Cloudflow (formerly Pipelines) Kafka

These monitors are used by Lightbend Pipelines to track health of Kafka clients. They are not meant for monitoring any other Kafka workloads besides Lightbend Pipelines applications. The metrics come from the Kafka Java Consumer and Kafka Java Producer libraries, via jmx_exporter, and describe throughput for message handling. More details in Lightbend Pipelines Docs

pipelines_kafka_consumer_throughput

Kafka consumers take batches of messages from brokers, process them, then take the next batch in a continuous loop. Throughput for a consumer is the average number of messages read per second. The pipelines_kafka_consumer_throughput monitor warns if that throughput is unusual compared to previous throughput. This warning occurs if throughput rises or drops more than three standard deviations from average throughput, which by the empirical rules means a 99% chance that something unusual is happening.

Kafka Java Consumer provides throughput per partition as kafka_consumer_consumer_fetch_manager_metrics_records_consumed_rate which Console aggregates per topic into kafka_consumer_topic_consumed_rate. Total throughput per topic is the input to this monitor.

pipelines_kafka_producer_throughput

Kafka producers send batches of messages to brokers. Throughput for a producer is the average number of messages sent per second. The pipelines_kafka_producer_throughput monitor warns if that throughput is anomalous compared to average throughput, in similar manner to the pipelines_kafka_consumer_throughtput monitor.

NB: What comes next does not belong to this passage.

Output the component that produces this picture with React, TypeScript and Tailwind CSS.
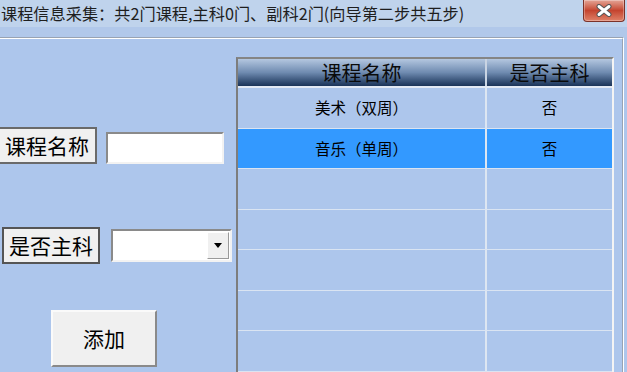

Kafka Java Producer provides throughput per partition as kafka_producer_producer_metrics_record_send_rate which Console aggregates per topic into kafka_producer_topic_send_rate for the input to this monitor.

pipelines_kafka_consumer_lag

Kafka consumers read messages from a broker after some producer has written those messages. “Lag” is the number of messages between a producer’s latest message and what the consumer is currently reading. So for example, if a producer has written 100 messages, but a consumer has only read 10 messages so far, lag would be 90 messages.

The pipelines_kafka_consumer_lag monitor alerts if that lag trends upward over time, meaning the consumer is not keeping up with the producer.

Kafka Java Consumer provides lag per partition as kafka_consumer_consumer_fetch_manager_metrics_records_lag_max which Console aggregates per topic and client instance into kafka_consumer_topic_lag_max for the input to this monitor.